Please retype the data in full and exactly; the pictures are not part of the copy.
--- --- ---
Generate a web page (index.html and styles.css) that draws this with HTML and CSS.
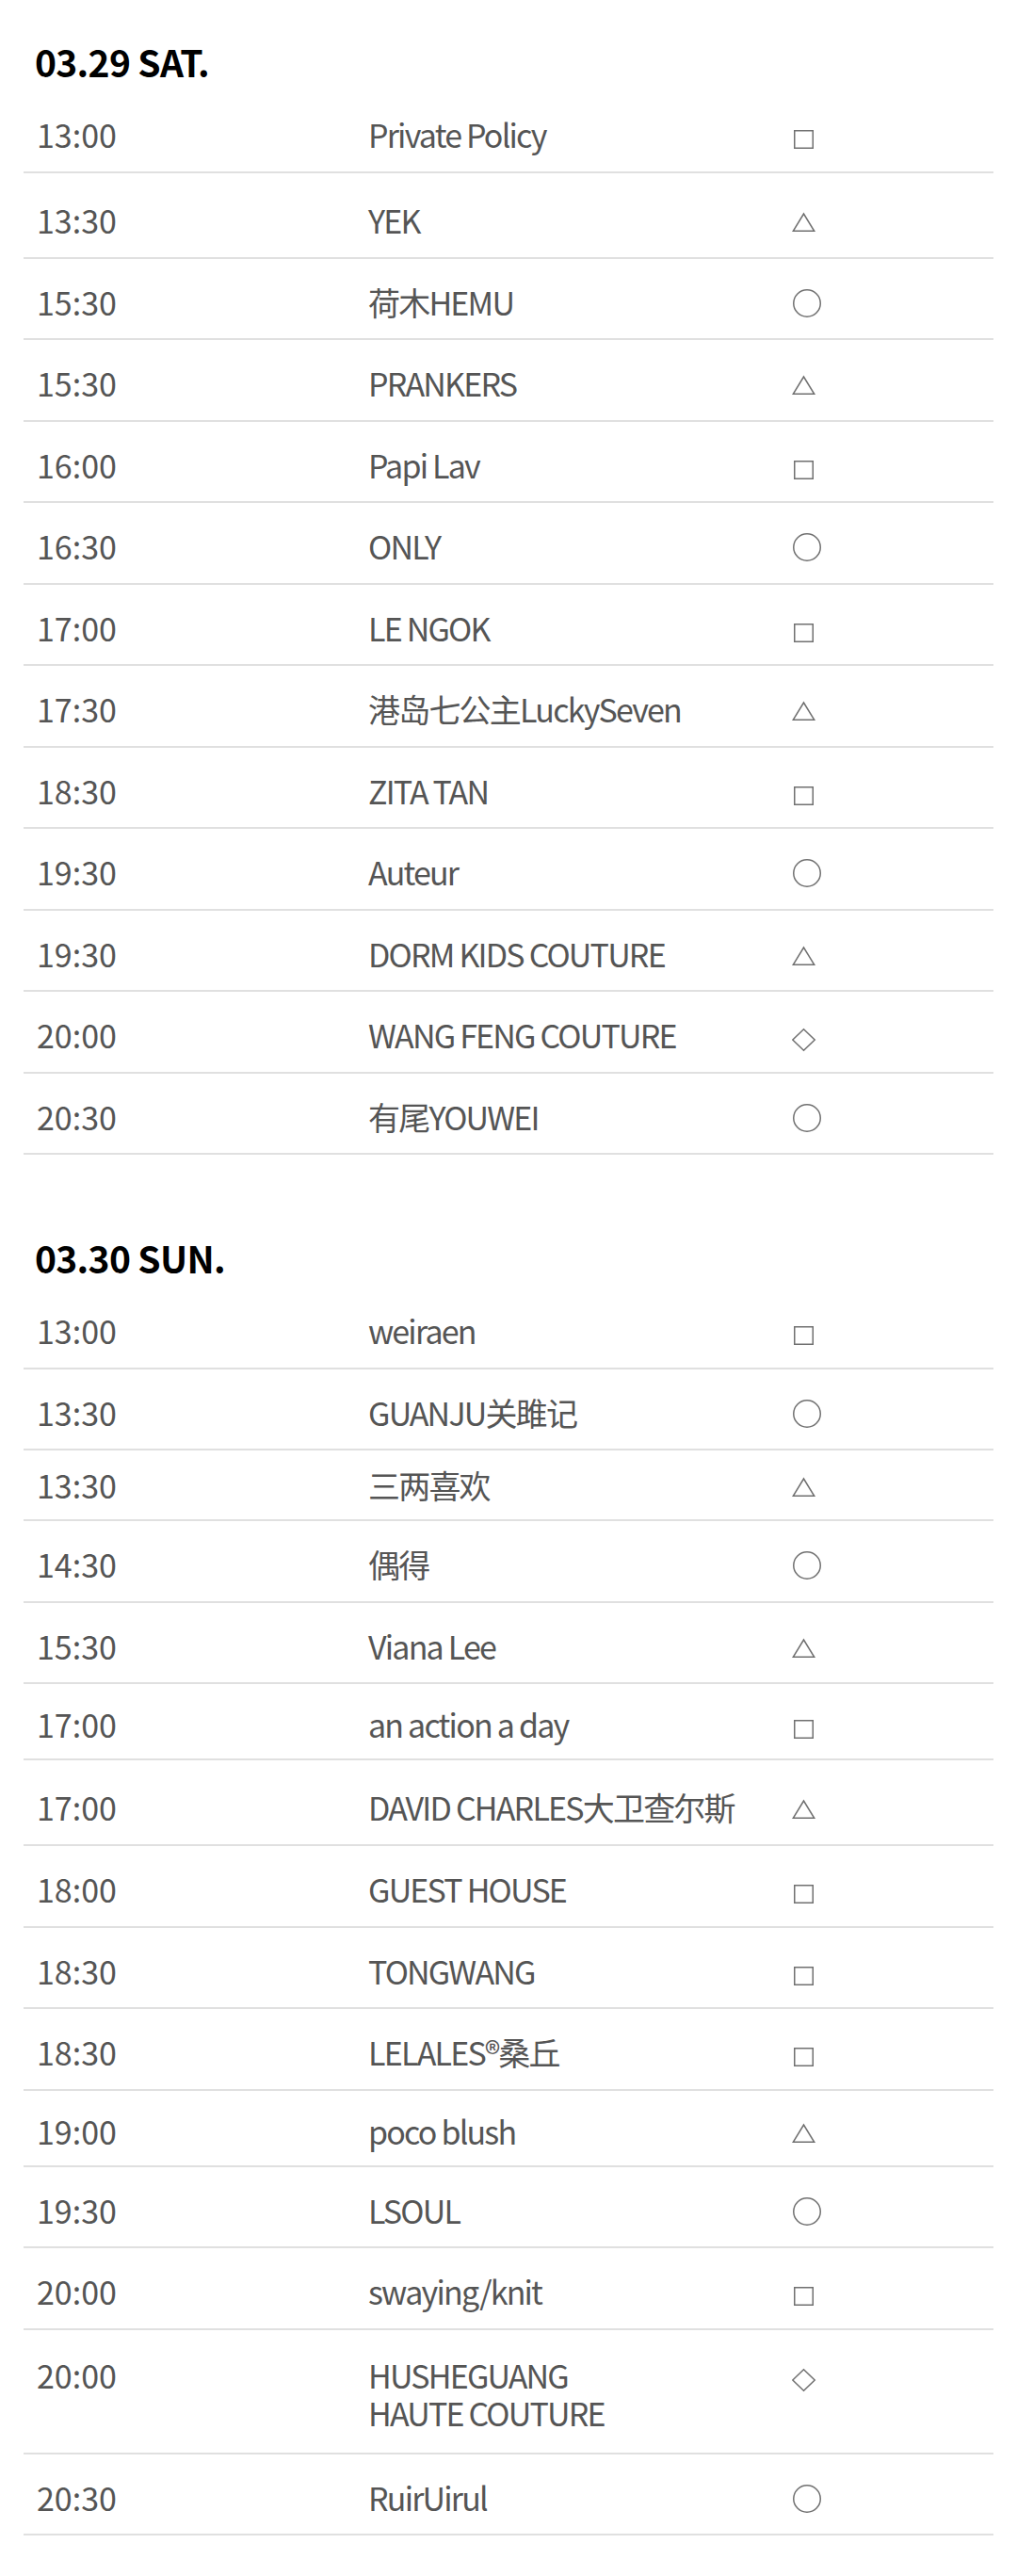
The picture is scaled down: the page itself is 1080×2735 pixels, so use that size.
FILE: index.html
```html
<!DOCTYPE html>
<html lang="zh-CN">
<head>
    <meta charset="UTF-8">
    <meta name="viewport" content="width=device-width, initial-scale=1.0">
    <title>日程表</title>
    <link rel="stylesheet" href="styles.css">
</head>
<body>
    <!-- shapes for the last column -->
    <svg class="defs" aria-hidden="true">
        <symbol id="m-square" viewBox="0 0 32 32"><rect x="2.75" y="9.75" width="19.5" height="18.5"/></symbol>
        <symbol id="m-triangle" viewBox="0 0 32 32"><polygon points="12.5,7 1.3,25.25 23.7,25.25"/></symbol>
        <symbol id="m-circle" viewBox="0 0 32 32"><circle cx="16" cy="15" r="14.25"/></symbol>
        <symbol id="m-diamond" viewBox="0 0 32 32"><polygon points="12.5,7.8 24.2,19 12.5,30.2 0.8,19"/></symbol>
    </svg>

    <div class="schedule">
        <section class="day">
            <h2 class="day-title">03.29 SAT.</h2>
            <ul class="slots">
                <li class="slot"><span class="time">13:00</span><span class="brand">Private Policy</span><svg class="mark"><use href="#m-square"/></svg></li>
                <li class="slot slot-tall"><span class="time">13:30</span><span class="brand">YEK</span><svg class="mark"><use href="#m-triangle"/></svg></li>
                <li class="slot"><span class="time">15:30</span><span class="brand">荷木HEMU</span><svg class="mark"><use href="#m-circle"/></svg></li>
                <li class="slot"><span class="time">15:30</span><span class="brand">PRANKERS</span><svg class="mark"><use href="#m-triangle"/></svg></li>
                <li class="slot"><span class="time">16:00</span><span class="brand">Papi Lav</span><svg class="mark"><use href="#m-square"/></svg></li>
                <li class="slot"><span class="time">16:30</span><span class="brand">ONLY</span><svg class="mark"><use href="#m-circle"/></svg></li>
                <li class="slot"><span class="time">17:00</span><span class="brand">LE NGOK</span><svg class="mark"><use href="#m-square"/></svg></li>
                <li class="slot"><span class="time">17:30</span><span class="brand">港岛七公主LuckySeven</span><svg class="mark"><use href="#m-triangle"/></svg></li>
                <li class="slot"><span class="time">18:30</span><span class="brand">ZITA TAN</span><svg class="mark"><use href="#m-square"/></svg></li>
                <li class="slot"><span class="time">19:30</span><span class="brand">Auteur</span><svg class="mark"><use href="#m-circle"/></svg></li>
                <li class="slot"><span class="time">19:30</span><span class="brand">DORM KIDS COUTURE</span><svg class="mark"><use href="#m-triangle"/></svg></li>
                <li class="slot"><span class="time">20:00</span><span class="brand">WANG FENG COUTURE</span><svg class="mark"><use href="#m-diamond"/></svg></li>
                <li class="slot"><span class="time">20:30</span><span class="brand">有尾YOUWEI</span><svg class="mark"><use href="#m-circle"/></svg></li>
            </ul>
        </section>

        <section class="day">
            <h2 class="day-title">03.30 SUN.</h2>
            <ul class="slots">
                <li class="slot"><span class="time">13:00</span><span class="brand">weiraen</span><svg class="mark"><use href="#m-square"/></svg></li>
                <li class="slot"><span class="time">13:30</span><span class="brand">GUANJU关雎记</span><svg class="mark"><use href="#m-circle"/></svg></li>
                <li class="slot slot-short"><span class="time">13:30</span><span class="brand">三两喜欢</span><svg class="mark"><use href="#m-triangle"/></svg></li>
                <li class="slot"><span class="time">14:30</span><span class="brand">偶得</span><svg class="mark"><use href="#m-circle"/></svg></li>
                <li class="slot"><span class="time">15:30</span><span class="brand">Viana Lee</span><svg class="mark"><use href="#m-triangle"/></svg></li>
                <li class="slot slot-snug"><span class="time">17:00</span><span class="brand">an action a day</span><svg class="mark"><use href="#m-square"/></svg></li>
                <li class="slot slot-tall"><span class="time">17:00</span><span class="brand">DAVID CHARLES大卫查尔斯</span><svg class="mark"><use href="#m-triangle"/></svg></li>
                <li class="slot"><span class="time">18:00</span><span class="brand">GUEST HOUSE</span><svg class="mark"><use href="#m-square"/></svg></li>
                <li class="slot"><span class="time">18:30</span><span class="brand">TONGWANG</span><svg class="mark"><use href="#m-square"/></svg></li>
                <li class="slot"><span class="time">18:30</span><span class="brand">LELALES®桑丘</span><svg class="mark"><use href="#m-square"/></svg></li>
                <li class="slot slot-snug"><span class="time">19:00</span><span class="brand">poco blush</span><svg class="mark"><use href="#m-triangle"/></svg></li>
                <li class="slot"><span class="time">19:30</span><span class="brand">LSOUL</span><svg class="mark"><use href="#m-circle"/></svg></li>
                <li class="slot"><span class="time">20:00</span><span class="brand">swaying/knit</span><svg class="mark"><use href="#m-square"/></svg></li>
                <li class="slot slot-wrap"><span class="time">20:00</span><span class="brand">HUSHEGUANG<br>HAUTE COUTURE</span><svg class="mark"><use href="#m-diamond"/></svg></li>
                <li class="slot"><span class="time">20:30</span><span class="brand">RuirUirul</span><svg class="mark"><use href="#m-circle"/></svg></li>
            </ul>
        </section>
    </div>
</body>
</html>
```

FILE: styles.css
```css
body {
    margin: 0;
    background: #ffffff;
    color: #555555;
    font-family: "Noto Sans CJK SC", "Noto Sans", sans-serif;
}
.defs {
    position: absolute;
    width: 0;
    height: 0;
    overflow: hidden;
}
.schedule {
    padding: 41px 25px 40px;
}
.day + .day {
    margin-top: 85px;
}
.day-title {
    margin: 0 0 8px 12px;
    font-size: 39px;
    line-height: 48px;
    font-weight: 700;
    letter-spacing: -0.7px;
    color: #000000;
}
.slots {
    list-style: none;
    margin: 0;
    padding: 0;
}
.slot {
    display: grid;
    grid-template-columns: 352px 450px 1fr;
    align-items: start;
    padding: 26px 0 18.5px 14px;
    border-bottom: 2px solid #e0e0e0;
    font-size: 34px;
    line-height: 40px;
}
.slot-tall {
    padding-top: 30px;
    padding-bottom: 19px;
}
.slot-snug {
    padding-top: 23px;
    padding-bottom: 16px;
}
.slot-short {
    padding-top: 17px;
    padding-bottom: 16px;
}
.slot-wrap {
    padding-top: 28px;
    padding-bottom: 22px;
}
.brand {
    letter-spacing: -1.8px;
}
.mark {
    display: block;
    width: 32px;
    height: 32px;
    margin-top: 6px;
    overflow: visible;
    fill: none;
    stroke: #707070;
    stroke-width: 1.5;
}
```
--- --- ---
= Exercise response =
Generate a web page (index.html and styles.css) that draws this with HTML and CSS.
The picture is scaled down: the page itself is 1080×2735 pixels, so use that size.
FILE: index.html
```html
<!DOCTYPE html>
<html lang="zh-CN">
<head>
    <meta charset="UTF-8">
    <meta name="viewport" content="width=device-width, initial-scale=1.0">
    <title>日程表</title>
    <link rel="stylesheet" href="styles.css">
</head>
<body>
    <!-- shapes for the last column -->
    <svg class="defs" aria-hidden="true">
        <symbol id="m-square" viewBox="0 0 32 32"><rect x="2.75" y="9.75" width="19.5" height="18.5"/></symbol>
        <symbol id="m-triangle" viewBox="0 0 32 32"><polygon points="12.5,7 1.3,25.25 23.7,25.25"/></symbol>
        <symbol id="m-circle" viewBox="0 0 32 32"><circle cx="16" cy="15" r="14.25"/></symbol>
        <symbol id="m-diamond" viewBox="0 0 32 32"><polygon points="12.5,7.8 24.2,19 12.5,30.2 0.8,19"/></symbol>
    </svg>

    <div class="schedule">
        <section class="day">
            <h2 class="day-title">03.29 SAT.</h2>
            <ul class="slots">
                <li class="slot"><span class="time">13:00</span><span class="brand">Private Policy</span><svg class="mark"><use href="#m-square"/></svg></li>
                <li class="slot slot-tall"><span class="time">13:30</span><span class="brand">YEK</span><svg class="mark"><use href="#m-triangle"/></svg></li>
                <li class="slot"><span class="time">15:30</span><span class="brand">荷木HEMU</span><svg class="mark"><use href="#m-circle"/></svg></li>
                <li class="slot"><span class="time">15:30</span><span class="brand">PRANKERS</span><svg class="mark"><use href="#m-triangle"/></svg></li>
                <li class="slot"><span class="time">16:00</span><span class="brand">Papi Lav</span><svg class="mark"><use href="#m-square"/></svg></li>
                <li class="slot"><span class="time">16:30</span><span class="brand">ONLY</span><svg class="mark"><use href="#m-circle"/></svg></li>
                <li class="slot"><span class="time">17:00</span><span class="brand">LE NGOK</span><svg class="mark"><use href="#m-square"/></svg></li>
                <li class="slot"><span class="time">17:30</span><span class="brand">港岛七公主LuckySeven</span><svg class="mark"><use href="#m-triangle"/></svg></li>
                <li class="slot"><span class="time">18:30</span><span class="brand">ZITA TAN</span><svg class="mark"><use href="#m-square"/></svg></li>
                <li class="slot"><span class="time">19:30</span><span class="brand">Auteur</span><svg class="mark"><use href="#m-circle"/></svg></li>
                <li class="slot"><span class="time">19:30</span><span class="brand">DORM KIDS COUTURE</span><svg class="mark"><use href="#m-triangle"/></svg></li>
                <li class="slot"><span class="time">20:00</span><span class="brand">WANG FENG COUTURE</span><svg class="mark"><use href="#m-diamond"/></svg></li>
                <li class="slot"><span class="time">20:30</span><span class="brand">有尾YOUWEI</span><svg class="mark"><use href="#m-circle"/></svg></li>
            </ul>
        </section>

        <section class="day">
            <h2 class="day-title">03.30 SUN.</h2>
            <ul class="slots">
                <li class="slot"><span class="time">13:00</span><span class="brand">weiraen</span><svg class="mark"><use href="#m-square"/></svg></li>
                <li class="slot"><span class="time">13:30</span><span class="brand">GUANJU关雎记</span><svg class="mark"><use href="#m-circle"/></svg></li>
                <li class="slot slot-short"><span class="time">13:30</span><span class="brand">三两喜欢</span><svg class="mark"><use href="#m-triangle"/></svg></li>
                <li class="slot"><span class="time">14:30</span><span class="brand">偶得</span><svg class="mark"><use href="#m-circle"/></svg></li>
                <li class="slot"><span class="time">15:30</span><span class="brand">Viana Lee</span><svg class="mark"><use href="#m-triangle"/></svg></li>
                <li class="slot slot-snug"><span class="time">17:00</span><span class="brand">an action a day</span><svg class="mark"><use href="#m-square"/></svg></li>
                <li class="slot slot-tall"><span class="time">17:00</span><span class="brand">DAVID CHARLES大卫查尔斯</span><svg class="mark"><use href="#m-triangle"/></svg></li>
                <li class="slot"><span class="time">18:00</span><span class="brand">GUEST HOUSE</span><svg class="mark"><use href="#m-square"/></svg></li>
                <li class="slot"><span class="time">18:30</span><span class="brand">TONGWANG</span><svg class="mark"><use href="#m-square"/></svg></li>
                <li class="slot"><span class="time">18:30</span><span class="brand">LELALES®桑丘</span><svg class="mark"><use href="#m-square"/></svg></li>
                <li class="slot slot-snug"><span class="time">19:00</span><span class="brand">poco blush</span><svg class="mark"><use href="#m-triangle"/></svg></li>
                <li class="slot"><span class="time">19:30</span><span class="brand">LSOUL</span><svg class="mark"><use href="#m-circle"/></svg></li>
                <li class="slot"><span class="time">20:00</span><span class="brand">swaying/knit</span><svg class="mark"><use href="#m-square"/></svg></li>
                <li class="slot slot-wrap"><span class="time">20:00</span><span class="brand">HUSHEGUANG<br>HAUTE COUTURE</span><svg class="mark"><use href="#m-diamond"/></svg></li>
                <li class="slot"><span class="time">20:30</span><span class="brand">RuirUirul</span><svg class="mark"><use href="#m-circle"/></svg></li>
            </ul>
        </section>
    </div>
</body>
</html>
```

FILE: styles.css
```css
body {
    margin: 0;
    background: #ffffff;
    color: #555555;
    font-family: "Noto Sans CJK SC", "Noto Sans", sans-serif;
}
.defs {
    position: absolute;
    width: 0;
    height: 0;
    overflow: hidden;
}
.schedule {
    padding: 41px 25px 40px;
}
.day + .day {
    margin-top: 85px;
}
.day-title {
    margin: 0 0 8px 12px;
    font-size: 39px;
    line-height: 48px;
    font-weight: 700;
    letter-spacing: -0.7px;
    color: #000000;
}
.slots {
    list-style: none;
    margin: 0;
    padding: 0;
}
.slot {
    display: grid;
    grid-template-columns: 352px 450px 1fr;
    align-items: start;
    padding: 26px 0 18.5px 14px;
    border-bottom: 2px solid #e0e0e0;
    font-size: 34px;
    line-height: 40px;
}
.slot-tall {
    padding-top: 30px;
    padding-bottom: 19px;
}
.slot-snug {
    padding-top: 23px;
    padding-bottom: 16px;
}
.slot-short {
    padding-top: 17px;
    padding-bottom: 16px;
}
.slot-wrap {
    padding-top: 28px;
    padding-bottom: 22px;
}
.brand {
    letter-spacing: -1.8px;
}
.mark {
    display: block;
    width: 32px;
    height: 32px;
    margin-top: 6px;
    overflow: visible;
    fill: none;
    stroke: #707070;
    stroke-width: 1.5;
}
```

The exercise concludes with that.